─── Data section

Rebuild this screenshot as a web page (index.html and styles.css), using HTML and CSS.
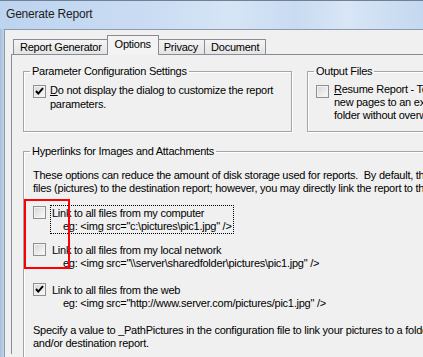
FILE: index.html
```html
<!DOCTYPE html>
<html lang="en">
  <head>
    <meta charset="UTF-8" />
    <title>Generate Report</title>
    <link rel="stylesheet" href="styles.css">
  </head>
  <body>
    <div class="titlebar">Generate Report</div>
    <div class="frame">
      <div class="edge"></div>
      <div class="client">
        <div class="tabs">
          <div class="tab">Report Generator</div>
          <div class="tab active">Options</div>
          <div class="tab">Privacy</div>
          <div class="tab">Document</div>
        </div>

        <div class="panel">
          <div class="group-row">
            <fieldset class="group params">
              <legend>Parameter Configuration Settings</legend>
              <div class="option">
                <span class="box checked">
                  <svg width="11" height="11" viewBox="0 0 11 11"><path d="M2 5 L4.3 7.6 L9 2.2" fill="none" stroke="#000" stroke-width="2"/></svg>
                </span>
                <span class="option-text"><u>D</u>o not display the dialog to customize the report<br>parameters.</span>
              </div>
            </fieldset>

            <fieldset class="group output">
              <legend>Output Files</legend>
              <div class="option compact">
                <span class="box"></span>
                <span class="option-text"><u>R</u>esume Report - To add<br>new pages to an existing report in the<br>folder without overwriting it.</span>
              </div>
            </fieldset>
          </div>

          <fieldset class="group links">
            <legend>Hyperlinks for Images and Attachments</legend>
            <p class="note">
              These options can reduce the amount of disk storage used for reports.&nbsp; By default, the report copies all image<br>
              files (pictures) to the destination report; however, you may directly link the report to the original files.
            </p>

            <div class="link-list">
              <div class="link-option">
                <span class="box"></span>
                <div class="link-label focus">
                  Link to all files from my computer
                  <div class="eg">eg: &lt;img src="c:\pictures\pic1.jpg" /&gt;</div>
                </div>
              </div>
              <div class="link-option">
                <span class="box"></span>
                <div class="link-label">
                  Link to all files from my local network
                  <div class="eg">eg: &lt;img src="\\server\sharedfolder\pictures\pic1.jpg" /&gt;</div>
                </div>
              </div>
              <div class="link-option web">
                <span class="box checked">
                  <svg width="11" height="11" viewBox="0 0 11 11"><path d="M2 5 L4.3 7.6 L9 2.2" fill="none" stroke="#000" stroke-width="2"/></svg>
                </span>
                <div class="link-label">
                  Link to all files from the web
                  <div class="eg">eg: &lt;img src="http://www.server.com/pictures/pic1.jpg" /&gt;</div>
                </div>
              </div>
            </div>

            <p class="note last">
              Specify a value to _PathPictures in the configuration file to link your pictures to a folder on your server<br>
              and/or destination report.
            </p>
          </fieldset>
        </div>
      </div>
    </div>

    <!-- red annotation drawn over the first two checkboxes -->
    <div class="highlight"></div>
  </body>
</html>
```

FILE: styles.css
```css
/* Reset */
* {
  margin: 0;
  padding: 0;
  box-sizing: border-box;
}

body {
  width: 423px;
  height: 357px;
  overflow: hidden;
  position: relative;
  font-family: "Liberation Sans", Arial, sans-serif;
  font-size: 11px;
  letter-spacing: -0.25px;
  color: #000;
  background: #f0f0f0;
}

/* Window chrome */
.titlebar {
  height: 29px;
  border-top: 1px solid #6f8196;
  padding-left: 6px;
  font-size: 12px;
  letter-spacing: -0.2px;
  line-height: 27px;
  color: #1e1e1e;
  background: linear-gradient(to right, #bdd4ef 0%, #cadcf3 35%, #d6e5f6 55%, #c9dbf2 70%, #d8e6f6 82%, #c4d8f0 100%);
}

.frame {
  display: flex;
  height: 328px;
}

.edge {
  width: 4px;
  background: linear-gradient(to right, #a7bfdc, #c2d4ea);
}

.client {
  flex: 1;
  border-left: 1px solid #8c9aab;
  border-top: 1px solid #8c9aab;
  padding: 5px 0 0 6px;
  overflow: hidden;
}

/* Tabs */
.tabs {
  display: flex;
  align-items: flex-end;
  height: 19px;
  padding-left: 2px;
  position: relative;
  z-index: 1;
}

.tab {
  height: 15px;
  padding: 0 6px;
  margin-right: -1px;
  border: 1px solid #898c95;
  border-bottom: none;
  line-height: 14px;
  white-space: nowrap;
  background: linear-gradient(#f4f4f4, #e4e4e4);
}

.tab.active {
  height: 20px;
  margin: 0 -2px -1px -1px;
  padding: 0 7px;
  line-height: 16px;
  background: #f3f3f3;
  position: relative;
  z-index: 2;
}

.panel {
  height: 300px;
  border-top: 1px solid #898c95;
  border-left: 1px solid #898c95;
  padding: 10px 0 0 11px;
}

/* Group boxes */
.group-row {
  display: flex;
  gap: 15px;
}

.group {
  border: 1px solid #a5a5a5;
  box-shadow: inset 1px 1px 0 #fff, 1px 1px 0 #fff;
  padding: 0;
  flex: none;
}

.group legend {
  margin-left: 6px;
  padding: 0 2px;
  line-height: 13px;
}

.params {
  width: 269px;
  height: 67px;
}

.output {
  width: 260px;
  height: 67px;
}

.option {
  display: flex;
  align-items: flex-start;
  margin-top: 5px;
  padding-left: 9px;
  line-height: 14px;
  white-space: nowrap;
}

.option .box {
  margin-top: 2px;
  margin-right: 4px;
}

.option.compact {
  line-height: 13px;
  padding-left: 8px;
}

.option.compact .box {
  margin-right: 5px;
}

/* Checkboxes */
.box {
  flex: none;
  width: 13px;
  height: 13px;
  border: 1px solid #8f8f8f;
  background: linear-gradient(135deg, #d6d6d6, #fbfbfb);
  box-shadow: inset 0 0 0 1px #f2f2f2;
  display: flex;
  align-items: center;
  justify-content: center;
}

.box svg {
  display: block;
}

/* Hyperlinks group */
.links {
  width: 420px;
  height: 260px;
  margin-top: 13px;
}

.note {
  margin-top: 11px;
  padding-left: 9px;
  line-height: 13px;
  white-space: nowrap;
}

.note.last {
  margin-top: 13px;
}

.link-list {
  margin-top: 10px;
}

.link-option {
  display: flex;
  align-items: flex-start;
  padding-left: 9px;
}

.link-option + .link-option {
  margin-top: 8px;
}

.link-option.web {
  margin-top: 11px;
}

.link-option .box {
  margin-top: 1px;
  margin-right: 4px;
}

.link-label {
  border: 1px dotted transparent;
  padding: 1px 1px 0;
  line-height: 13px;
  white-space: nowrap;
}

.link-label.focus {
  border-color: #000;
}

.eg {
  padding-left: 11px;
}

/* Red annotation box */
.highlight {
  position: absolute;
  left: 24px;
  top: 199px;
  width: 46px;
  height: 70px;
  border: 2px solid #f00;
}
```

──────

• Task to carry out
Leave the images out and output the remaining material exactly as it stands.

• Expected output
Rebuild this screenshot as a web page (index.html and styles.css), using HTML and CSS.
FILE: index.html
```html
<!DOCTYPE html>
<html lang="en">
  <head>
    <meta charset="UTF-8" />
    <title>Generate Report</title>
    <link rel="stylesheet" href="styles.css">
  </head>
  <body>
    <div class="titlebar">Generate Report</div>
    <div class="frame">
      <div class="edge"></div>
      <div class="client">
        <div class="tabs">
          <div class="tab">Report Generator</div>
          <div class="tab active">Options</div>
          <div class="tab">Privacy</div>
          <div class="tab">Document</div>
        </div>

        <div class="panel">
          <div class="group-row">
            <fieldset class="group params">
              <legend>Parameter Configuration Settings</legend>
              <div class="option">
                <span class="box checked">
                  <svg width="11" height="11" viewBox="0 0 11 11"><path d="M2 5 L4.3 7.6 L9 2.2" fill="none" stroke="#000" stroke-width="2"/></svg>
                </span>
                <span class="option-text"><u>D</u>o not display the dialog to customize the report<br>parameters.</span>
              </div>
            </fieldset>

            <fieldset class="group output">
              <legend>Output Files</legend>
              <div class="option compact">
                <span class="box"></span>
                <span class="option-text"><u>R</u>esume Report - To add<br>new pages to an existing report in the<br>folder without overwriting it.</span>
              </div>
            </fieldset>
          </div>

          <fieldset class="group links">
            <legend>Hyperlinks for Images and Attachments</legend>
            <p class="note">
              These options can reduce the amount of disk storage used for reports.&nbsp; By default, the report copies all image<br>
              files (pictures) to the destination report; however, you may directly link the report to the original files.
            </p>

            <div class="link-list">
              <div class="link-option">
                <span class="box"></span>
                <div class="link-label focus">
                  Link to all files from my computer
                  <div class="eg">eg: &lt;img src="c:\pictures\pic1.jpg" /&gt;</div>
                </div>
              </div>
              <div class="link-option">
                <span class="box"></span>
                <div class="link-label">
                  Link to all files from my local network
                  <div class="eg">eg: &lt;img src="\\server\sharedfolder\pictures\pic1.jpg" /&gt;</div>
                </div>
              </div>
              <div class="link-option web">
                <span class="box checked">
                  <svg width="11" height="11" viewBox="0 0 11 11"><path d="M2 5 L4.3 7.6 L9 2.2" fill="none" stroke="#000" stroke-width="2"/></svg>
                </span>
                <div class="link-label">
                  Link to all files from the web
                  <div class="eg">eg: &lt;img src="http://www.server.com/pictures/pic1.jpg" /&gt;</div>
                </div>
              </div>
            </div>

            <p class="note last">
              Specify a value to _PathPictures in the configuration file to link your pictures to a folder on your server<br>
              and/or destination report.
            </p>
          </fieldset>
        </div>
      </div>
    </div>

    <!-- red annotation drawn over the first two checkboxes -->
    <div class="highlight"></div>
  </body>
</html>
```

FILE: styles.css
```css
/* Reset */
* {
  margin: 0;
  padding: 0;
  box-sizing: border-box;
}

body {
  width: 423px;
  height: 357px;
  overflow: hidden;
  position: relative;
  font-family: "Liberation Sans", Arial, sans-serif;
  font-size: 11px;
  letter-spacing: -0.25px;
  color: #000;
  background: #f0f0f0;
}

/* Window chrome */
.titlebar {
  height: 29px;
  border-top: 1px solid #6f8196;
  padding-left: 6px;
  font-size: 12px;
  letter-spacing: -0.2px;
  line-height: 27px;
  color: #1e1e1e;
  background: linear-gradient(to right, #bdd4ef 0%, #cadcf3 35%, #d6e5f6 55%, #c9dbf2 70%, #d8e6f6 82%, #c4d8f0 100%);
}

.frame {
  display: flex;
  height: 328px;
}

.edge {
  width: 4px;
  background: linear-gradient(to right, #a7bfdc, #c2d4ea);
}

.client {
  flex: 1;
  border-left: 1px solid #8c9aab;
  border-top: 1px solid #8c9aab;
  padding: 5px 0 0 6px;
  overflow: hidden;
}

/* Tabs */
.tabs {
  display: flex;
  align-items: flex-end;
  height: 19px;
  padding-left: 2px;
  position: relative;
  z-index: 1;
}

.tab {
  height: 15px;
  padding: 0 6px;
  margin-right: -1px;
  border: 1px solid #898c95;
  border-bottom: none;
  line-height: 14px;
  white-space: nowrap;
  background: linear-gradient(#f4f4f4, #e4e4e4);
}

.tab.active {
  height: 20px;
  margin: 0 -2px -1px -1px;
  padding: 0 7px;
  line-height: 16px;
  background: #f3f3f3;
  position: relative;
  z-index: 2;
}

.panel {
  height: 300px;
  border-top: 1px solid #898c95;
  border-left: 1px solid #898c95;
  padding: 10px 0 0 11px;
}

/* Group boxes */
.group-row {
  display: flex;
  gap: 15px;
}

.group {
  border: 1px solid #a5a5a5;
  box-shadow: inset 1px 1px 0 #fff, 1px 1px 0 #fff;
  padding: 0;
  flex: none;
}

.group legend {
  margin-left: 6px;
  padding: 0 2px;
  line-height: 13px;
}

.params {
  width: 269px;
  height: 67px;
}

.output {
  width: 260px;
  height: 67px;
}

.option {
  display: flex;
  align-items: flex-start;
  margin-top: 5px;
  padding-left: 9px;
  line-height: 14px;
  white-space: nowrap;
}

.option .box {
  margin-top: 2px;
  margin-right: 4px;
}

.option.compact {
  line-height: 13px;
  padding-left: 8px;
}

.option.compact .box {
  margin-right: 5px;
}

/* Checkboxes */
.box {
  flex: none;
  width: 13px;
  height: 13px;
  border: 1px solid #8f8f8f;
  background: linear-gradient(135deg, #d6d6d6, #fbfbfb);
  box-shadow: inset 0 0 0 1px #f2f2f2;
  display: flex;
  align-items: center;
  justify-content: center;
}

.box svg {
  display: block;
}

/* Hyperlinks group */
.links {
  width: 420px;
  height: 260px;
  margin-top: 13px;
}

.note {
  margin-top: 11px;
  padding-left: 9px;
  line-height: 13px;
  white-space: nowrap;
}

.note.last {
  margin-top: 13px;
}

.link-list {
  margin-top: 10px;
}

.link-option {
  display: flex;
  align-items: flex-start;
  padding-left: 9px;
}

.link-option + .link-option {
  margin-top: 8px;
}

.link-option.web {
  margin-top: 11px;
}

.link-option .box {
  margin-top: 1px;
  margin-right: 4px;
}

.link-label {
  border: 1px dotted transparent;
  padding: 1px 1px 0;
  line-height: 13px;
  white-space: nowrap;
}

.link-label.focus {
  border-color: #000;
}

.eg {
  padding-left: 11px;
}

/* Red annotation box */
.highlight {
  position: absolute;
  left: 24px;
  top: 199px;
  width: 46px;
  height: 70px;
  border: 2px solid #f00;
}
```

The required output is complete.